Orange Sichuan Pepper Salt

Preparation info

  • Difficulty


Appears in

Jeremiah Tower Cooks

By Jeremiah Tower

Published 2002

  • About

Once you start sprinkling this salt on food just before serving, you will become addicted to flavored salts and figure out endless variations by yourself. Any of the citrus family will work, although I have my doubts about grapefruit salt unless you use it on fruits, especially tropical ones or watermelon.

Flavored salts will last for a month in a covered jar without losing too much potency. Proportions are not written in stone, but think two-thirds pepper to one-third citrus peel. By all means add a little bit of cumin, cardamom, or fenugreek.

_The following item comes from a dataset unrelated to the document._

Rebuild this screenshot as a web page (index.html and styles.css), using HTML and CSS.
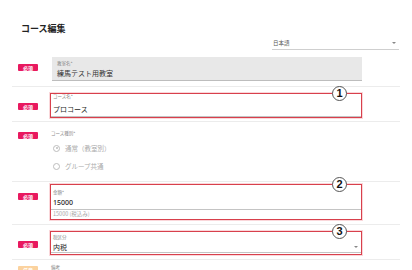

  • 1 large orange (mandarin, blood, or regular)
  • ½ cup Sichuan peppercorns
  • 2 cups kosher salt


Preheat the oven to 200 degrees. Remove the zest from the orange with a vegetable peeler, in strips, being sure not to include the white pith. Lay the zest in a single layer on a plate and place it in the oven until dry, about an hour. The peel must be completely dry. Remove the plate from the oven and let the dried zest cool.

Toast the peppercorns in a hot but not scorching frying pan until fragrant, about 2 minutes. Dump them out immediately onto paper towels and allow them to cool.

Mix the rind, peppercorns, and salt together. Grind in a spice mill or food processor with a very sharp blade until uniformly smooth.